Set down, exactly as written, the lines from the top of the data to the line that holds "const GRID_LINE = '#c6c6c6';", and omit the pictures.

Data lines -
___
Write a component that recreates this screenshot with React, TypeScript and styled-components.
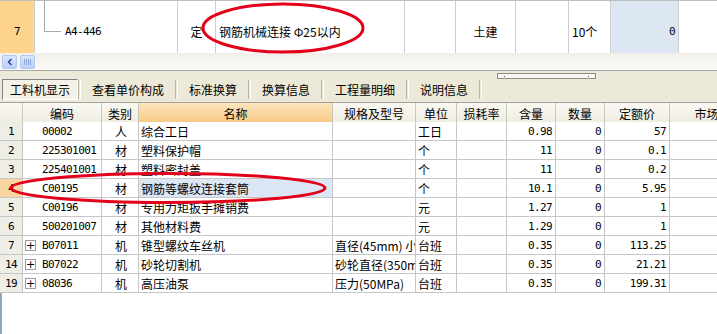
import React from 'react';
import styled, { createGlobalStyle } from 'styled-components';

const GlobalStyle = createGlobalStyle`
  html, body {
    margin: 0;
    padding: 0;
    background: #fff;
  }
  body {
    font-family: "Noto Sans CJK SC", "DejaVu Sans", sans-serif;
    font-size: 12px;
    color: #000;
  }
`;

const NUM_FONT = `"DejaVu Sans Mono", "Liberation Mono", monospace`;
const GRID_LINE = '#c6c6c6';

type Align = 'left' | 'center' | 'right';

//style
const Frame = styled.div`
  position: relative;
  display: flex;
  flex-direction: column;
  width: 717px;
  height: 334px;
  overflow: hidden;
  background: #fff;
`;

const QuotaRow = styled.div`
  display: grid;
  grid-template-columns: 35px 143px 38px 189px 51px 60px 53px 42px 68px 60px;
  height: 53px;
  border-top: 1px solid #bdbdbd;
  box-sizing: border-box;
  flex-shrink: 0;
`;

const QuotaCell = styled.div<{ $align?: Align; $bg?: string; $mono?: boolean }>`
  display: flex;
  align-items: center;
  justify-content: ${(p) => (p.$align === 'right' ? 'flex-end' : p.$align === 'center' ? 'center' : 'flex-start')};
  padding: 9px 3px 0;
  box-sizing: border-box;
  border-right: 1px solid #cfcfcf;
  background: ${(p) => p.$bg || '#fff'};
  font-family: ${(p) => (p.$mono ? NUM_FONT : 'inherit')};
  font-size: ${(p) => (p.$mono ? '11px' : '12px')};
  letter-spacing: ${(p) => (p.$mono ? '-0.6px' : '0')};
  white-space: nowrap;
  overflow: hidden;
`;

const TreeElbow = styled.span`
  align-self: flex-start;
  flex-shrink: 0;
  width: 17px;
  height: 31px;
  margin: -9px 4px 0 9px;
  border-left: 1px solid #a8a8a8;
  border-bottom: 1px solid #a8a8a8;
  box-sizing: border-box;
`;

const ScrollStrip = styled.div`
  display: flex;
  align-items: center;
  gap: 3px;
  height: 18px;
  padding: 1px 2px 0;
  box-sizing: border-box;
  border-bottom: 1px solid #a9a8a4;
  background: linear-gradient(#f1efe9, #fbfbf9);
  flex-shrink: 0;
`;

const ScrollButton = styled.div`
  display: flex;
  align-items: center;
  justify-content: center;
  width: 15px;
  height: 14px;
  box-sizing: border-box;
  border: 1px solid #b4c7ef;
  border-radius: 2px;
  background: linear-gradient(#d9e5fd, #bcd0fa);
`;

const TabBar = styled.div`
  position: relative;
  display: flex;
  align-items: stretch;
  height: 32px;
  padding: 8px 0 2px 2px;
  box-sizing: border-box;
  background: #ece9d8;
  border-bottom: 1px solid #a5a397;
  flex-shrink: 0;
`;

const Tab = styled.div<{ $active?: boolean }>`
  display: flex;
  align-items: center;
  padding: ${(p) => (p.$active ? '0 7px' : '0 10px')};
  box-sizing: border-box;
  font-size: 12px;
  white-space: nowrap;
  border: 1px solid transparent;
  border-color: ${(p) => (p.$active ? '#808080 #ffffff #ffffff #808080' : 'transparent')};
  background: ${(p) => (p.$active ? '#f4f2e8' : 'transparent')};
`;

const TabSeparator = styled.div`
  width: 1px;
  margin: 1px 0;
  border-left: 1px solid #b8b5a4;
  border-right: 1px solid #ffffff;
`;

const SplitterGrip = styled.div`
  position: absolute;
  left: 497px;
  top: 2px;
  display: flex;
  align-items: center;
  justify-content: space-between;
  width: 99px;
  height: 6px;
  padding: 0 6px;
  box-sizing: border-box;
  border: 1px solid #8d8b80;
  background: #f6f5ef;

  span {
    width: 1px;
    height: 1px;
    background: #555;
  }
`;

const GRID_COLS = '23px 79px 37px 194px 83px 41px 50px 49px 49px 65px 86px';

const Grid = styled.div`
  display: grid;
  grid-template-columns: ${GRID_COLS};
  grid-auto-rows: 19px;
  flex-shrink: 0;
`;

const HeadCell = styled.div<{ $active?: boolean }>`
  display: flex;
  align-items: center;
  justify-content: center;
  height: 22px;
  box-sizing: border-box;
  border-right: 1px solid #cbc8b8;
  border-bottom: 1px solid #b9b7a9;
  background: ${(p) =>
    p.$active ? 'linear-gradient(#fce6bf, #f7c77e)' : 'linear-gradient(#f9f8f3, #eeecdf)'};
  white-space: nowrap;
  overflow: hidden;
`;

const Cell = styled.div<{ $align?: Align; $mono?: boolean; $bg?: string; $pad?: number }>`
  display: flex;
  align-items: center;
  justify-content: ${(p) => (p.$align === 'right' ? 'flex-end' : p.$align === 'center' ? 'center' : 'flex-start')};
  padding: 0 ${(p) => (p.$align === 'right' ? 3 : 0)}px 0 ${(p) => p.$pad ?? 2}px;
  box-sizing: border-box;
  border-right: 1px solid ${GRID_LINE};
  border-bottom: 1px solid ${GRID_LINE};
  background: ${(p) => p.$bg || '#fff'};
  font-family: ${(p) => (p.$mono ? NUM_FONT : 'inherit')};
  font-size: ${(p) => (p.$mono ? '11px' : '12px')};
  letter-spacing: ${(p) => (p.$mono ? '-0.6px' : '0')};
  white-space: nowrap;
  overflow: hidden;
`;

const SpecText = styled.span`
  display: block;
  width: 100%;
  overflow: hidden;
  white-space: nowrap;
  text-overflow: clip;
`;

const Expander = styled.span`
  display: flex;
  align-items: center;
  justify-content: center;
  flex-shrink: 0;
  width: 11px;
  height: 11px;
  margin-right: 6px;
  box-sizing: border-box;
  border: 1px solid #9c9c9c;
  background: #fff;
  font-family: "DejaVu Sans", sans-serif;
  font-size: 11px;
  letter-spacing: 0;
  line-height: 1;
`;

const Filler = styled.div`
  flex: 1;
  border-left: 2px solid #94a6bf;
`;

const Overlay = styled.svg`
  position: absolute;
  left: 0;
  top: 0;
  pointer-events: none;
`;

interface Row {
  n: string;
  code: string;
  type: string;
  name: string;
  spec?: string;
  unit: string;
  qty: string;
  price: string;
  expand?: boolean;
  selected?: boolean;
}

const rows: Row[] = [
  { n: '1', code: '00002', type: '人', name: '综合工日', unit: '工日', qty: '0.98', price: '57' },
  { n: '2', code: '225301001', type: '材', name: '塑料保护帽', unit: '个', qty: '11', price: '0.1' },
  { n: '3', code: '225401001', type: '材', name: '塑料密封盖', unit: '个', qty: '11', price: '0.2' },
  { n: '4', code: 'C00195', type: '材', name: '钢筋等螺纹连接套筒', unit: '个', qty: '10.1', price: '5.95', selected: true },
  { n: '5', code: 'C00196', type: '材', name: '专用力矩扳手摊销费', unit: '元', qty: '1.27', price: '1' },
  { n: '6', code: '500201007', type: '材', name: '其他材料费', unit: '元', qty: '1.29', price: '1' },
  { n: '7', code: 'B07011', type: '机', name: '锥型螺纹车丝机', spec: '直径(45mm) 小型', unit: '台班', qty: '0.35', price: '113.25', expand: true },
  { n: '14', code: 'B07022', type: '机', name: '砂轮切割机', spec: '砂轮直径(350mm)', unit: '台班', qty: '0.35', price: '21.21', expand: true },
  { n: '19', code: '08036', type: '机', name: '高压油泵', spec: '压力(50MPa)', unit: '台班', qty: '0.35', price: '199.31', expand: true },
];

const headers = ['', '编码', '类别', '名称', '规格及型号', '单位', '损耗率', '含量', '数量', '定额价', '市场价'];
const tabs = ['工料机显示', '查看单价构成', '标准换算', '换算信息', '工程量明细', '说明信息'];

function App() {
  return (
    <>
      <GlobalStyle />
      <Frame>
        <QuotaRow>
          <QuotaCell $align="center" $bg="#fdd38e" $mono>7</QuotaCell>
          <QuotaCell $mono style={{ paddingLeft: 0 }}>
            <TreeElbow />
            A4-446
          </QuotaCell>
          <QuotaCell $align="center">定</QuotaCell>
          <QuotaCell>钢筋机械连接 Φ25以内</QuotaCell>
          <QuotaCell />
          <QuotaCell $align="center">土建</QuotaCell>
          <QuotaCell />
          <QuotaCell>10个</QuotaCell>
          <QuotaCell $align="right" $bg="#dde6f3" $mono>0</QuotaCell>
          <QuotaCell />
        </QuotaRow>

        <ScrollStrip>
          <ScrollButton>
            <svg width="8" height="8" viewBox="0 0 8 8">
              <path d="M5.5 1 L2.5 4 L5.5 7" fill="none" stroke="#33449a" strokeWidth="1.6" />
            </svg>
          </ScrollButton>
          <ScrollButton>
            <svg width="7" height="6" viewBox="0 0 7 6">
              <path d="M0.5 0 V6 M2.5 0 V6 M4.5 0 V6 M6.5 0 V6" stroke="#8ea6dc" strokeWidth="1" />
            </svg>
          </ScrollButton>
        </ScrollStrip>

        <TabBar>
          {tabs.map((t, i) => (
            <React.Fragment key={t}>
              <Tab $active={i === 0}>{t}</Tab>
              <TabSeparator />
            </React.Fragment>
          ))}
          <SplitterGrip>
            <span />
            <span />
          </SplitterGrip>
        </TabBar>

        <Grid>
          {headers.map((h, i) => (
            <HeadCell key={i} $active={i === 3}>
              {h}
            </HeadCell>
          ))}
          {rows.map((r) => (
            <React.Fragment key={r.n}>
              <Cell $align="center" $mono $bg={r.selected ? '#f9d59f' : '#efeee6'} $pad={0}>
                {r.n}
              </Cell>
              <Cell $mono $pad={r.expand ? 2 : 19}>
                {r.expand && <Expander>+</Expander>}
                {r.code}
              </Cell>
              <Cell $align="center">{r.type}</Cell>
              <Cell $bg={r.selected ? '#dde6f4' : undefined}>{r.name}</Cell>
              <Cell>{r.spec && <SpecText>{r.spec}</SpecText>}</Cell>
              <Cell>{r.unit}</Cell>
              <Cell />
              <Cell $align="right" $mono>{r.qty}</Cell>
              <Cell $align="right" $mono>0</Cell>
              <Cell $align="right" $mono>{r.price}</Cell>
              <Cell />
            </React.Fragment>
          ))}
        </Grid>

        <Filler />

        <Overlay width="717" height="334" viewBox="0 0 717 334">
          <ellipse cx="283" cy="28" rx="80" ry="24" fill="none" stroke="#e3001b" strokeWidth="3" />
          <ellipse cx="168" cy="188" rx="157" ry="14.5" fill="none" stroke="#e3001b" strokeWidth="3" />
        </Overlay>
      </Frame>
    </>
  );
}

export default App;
___
Task response -
Write a component that recreates this screenshot with React, TypeScript and styled-components.
import React from 'react';
import styled, { createGlobalStyle } from 'styled-components';

const GlobalStyle = createGlobalStyle`
  html, body {
    margin: 0;
    padding: 0;
    background: #fff;
  }
  body {
    font-family: "Noto Sans CJK SC", "DejaVu Sans", sans-serif;
    font-size: 12px;
    color: #000;
  }
`;

const NUM_FONT = `"DejaVu Sans Mono", "Liberation Mono", monospace`;
const GRID_LINE = '#c6c6c6';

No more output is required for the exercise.